## Stored data entries:

-=-=-

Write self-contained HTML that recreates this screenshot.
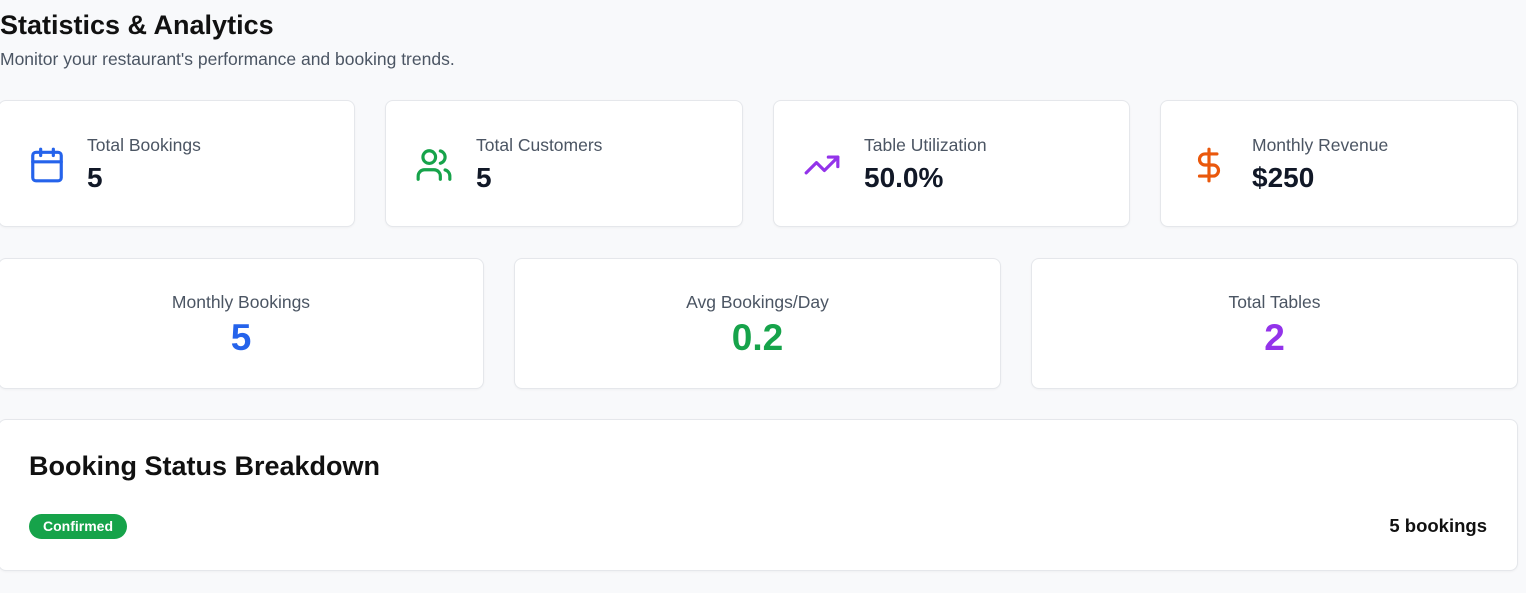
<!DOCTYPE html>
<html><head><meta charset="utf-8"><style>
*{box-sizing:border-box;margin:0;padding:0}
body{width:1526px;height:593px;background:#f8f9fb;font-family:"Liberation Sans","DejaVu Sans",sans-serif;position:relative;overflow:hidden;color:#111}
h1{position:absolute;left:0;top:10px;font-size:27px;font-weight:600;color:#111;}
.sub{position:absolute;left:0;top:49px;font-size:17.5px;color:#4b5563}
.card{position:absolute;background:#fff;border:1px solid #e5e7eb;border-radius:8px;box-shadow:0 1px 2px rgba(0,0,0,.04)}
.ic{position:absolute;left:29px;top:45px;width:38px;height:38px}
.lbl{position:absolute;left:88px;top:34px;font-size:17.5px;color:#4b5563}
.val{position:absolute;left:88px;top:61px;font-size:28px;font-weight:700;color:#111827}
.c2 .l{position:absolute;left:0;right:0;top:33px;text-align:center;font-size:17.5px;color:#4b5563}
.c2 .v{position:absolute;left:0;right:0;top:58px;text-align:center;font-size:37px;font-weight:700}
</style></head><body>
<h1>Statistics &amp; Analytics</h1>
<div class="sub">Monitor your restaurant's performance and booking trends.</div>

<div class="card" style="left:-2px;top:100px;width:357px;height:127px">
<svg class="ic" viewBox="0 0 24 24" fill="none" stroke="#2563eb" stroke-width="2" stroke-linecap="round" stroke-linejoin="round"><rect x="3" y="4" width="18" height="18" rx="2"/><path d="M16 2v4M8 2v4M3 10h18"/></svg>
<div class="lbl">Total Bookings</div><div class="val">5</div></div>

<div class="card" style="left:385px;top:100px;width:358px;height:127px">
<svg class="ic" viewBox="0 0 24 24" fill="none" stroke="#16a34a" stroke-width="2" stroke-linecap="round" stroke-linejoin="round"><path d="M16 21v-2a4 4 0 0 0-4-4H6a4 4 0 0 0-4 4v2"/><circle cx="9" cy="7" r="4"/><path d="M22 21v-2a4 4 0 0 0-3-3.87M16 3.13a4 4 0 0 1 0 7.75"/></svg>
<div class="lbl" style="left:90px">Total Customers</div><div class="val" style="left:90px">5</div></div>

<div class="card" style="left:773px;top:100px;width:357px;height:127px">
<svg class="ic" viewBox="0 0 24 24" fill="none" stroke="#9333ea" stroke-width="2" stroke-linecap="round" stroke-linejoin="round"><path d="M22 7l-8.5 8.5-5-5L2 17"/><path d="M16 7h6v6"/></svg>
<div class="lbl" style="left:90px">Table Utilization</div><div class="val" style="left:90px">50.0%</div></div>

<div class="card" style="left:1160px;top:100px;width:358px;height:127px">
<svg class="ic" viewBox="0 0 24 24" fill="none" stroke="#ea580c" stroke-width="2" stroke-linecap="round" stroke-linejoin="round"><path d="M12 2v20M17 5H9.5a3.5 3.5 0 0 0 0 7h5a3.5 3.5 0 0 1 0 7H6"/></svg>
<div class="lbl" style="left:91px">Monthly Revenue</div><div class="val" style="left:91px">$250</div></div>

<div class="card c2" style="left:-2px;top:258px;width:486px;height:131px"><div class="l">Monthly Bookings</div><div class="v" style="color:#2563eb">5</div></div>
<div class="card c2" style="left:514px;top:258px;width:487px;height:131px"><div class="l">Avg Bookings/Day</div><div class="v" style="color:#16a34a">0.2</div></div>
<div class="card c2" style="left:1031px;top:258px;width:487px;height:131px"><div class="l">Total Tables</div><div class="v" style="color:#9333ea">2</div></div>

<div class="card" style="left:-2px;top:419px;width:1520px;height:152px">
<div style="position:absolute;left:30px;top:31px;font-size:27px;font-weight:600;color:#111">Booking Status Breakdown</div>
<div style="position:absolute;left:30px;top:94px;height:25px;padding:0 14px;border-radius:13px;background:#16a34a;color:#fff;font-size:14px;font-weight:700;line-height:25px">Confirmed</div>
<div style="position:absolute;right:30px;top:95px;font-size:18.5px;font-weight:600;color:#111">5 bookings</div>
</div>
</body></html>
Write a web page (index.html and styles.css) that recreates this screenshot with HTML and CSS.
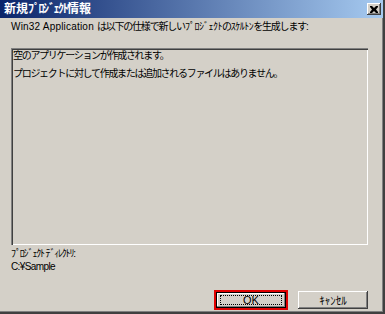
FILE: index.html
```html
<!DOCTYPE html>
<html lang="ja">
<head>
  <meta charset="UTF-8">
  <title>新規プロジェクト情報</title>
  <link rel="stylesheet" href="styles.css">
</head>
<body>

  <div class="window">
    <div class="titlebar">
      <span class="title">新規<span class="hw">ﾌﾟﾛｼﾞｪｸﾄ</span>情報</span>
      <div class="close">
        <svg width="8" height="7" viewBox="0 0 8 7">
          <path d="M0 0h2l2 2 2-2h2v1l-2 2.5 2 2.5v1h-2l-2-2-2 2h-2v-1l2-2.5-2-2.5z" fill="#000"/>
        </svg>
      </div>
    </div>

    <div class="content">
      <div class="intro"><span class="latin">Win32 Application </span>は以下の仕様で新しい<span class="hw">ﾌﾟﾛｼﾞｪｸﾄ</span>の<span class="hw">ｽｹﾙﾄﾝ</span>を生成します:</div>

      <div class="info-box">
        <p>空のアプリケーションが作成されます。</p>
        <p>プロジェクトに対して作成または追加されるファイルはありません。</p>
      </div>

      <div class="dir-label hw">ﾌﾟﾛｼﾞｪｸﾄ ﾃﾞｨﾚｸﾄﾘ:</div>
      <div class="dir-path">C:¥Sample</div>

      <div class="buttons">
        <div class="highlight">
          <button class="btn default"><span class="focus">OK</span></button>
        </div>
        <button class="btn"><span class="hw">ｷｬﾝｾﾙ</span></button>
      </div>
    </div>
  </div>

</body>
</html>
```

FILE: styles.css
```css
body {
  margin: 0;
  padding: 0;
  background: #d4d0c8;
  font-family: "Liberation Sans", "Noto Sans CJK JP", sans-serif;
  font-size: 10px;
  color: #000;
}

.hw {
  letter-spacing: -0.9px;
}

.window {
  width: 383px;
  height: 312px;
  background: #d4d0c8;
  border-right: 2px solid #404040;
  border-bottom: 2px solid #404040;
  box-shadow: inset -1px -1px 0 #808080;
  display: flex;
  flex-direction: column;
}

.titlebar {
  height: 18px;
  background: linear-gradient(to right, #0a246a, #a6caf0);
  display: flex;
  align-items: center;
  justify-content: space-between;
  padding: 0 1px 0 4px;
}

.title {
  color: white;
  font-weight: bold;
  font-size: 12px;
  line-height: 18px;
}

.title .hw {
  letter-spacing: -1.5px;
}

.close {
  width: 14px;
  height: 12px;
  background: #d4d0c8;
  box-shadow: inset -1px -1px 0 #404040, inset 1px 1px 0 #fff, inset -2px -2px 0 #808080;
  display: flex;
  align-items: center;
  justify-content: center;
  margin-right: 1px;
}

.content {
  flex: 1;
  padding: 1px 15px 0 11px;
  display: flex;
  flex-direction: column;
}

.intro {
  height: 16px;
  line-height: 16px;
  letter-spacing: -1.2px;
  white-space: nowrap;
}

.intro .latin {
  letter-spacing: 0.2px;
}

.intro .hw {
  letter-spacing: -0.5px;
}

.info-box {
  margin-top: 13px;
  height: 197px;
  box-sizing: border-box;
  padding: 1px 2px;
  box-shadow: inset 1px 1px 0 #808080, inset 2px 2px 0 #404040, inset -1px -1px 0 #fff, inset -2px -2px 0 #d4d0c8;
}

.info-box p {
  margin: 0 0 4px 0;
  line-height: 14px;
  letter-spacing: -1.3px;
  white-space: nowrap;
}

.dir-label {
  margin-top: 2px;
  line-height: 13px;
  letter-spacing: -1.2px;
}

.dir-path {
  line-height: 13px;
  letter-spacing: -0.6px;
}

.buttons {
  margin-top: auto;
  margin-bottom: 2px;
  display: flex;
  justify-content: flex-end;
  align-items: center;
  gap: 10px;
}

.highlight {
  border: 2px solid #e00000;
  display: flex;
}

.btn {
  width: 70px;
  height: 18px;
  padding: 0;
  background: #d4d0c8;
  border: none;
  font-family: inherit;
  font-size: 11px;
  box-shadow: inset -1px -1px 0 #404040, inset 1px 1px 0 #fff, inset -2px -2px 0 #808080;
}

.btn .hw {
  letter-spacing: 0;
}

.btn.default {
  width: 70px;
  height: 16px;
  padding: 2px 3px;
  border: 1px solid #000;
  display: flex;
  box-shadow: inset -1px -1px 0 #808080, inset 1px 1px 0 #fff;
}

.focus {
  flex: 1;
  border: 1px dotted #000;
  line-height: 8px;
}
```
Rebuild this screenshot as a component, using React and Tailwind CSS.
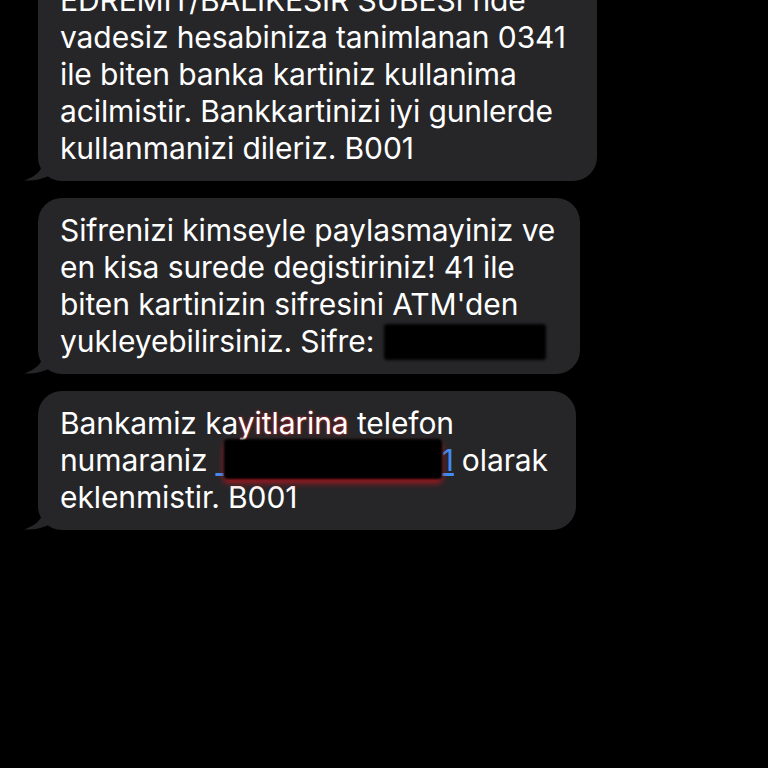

-=-=-

## What this task involves:
Which lines of the data include "Write"? Copy each of them.

## Task response:
Write self-contained HTML that recreates this screenshot.
Write a web page (index.html and styles.css) that recreates this screenshot with HTML and CSS.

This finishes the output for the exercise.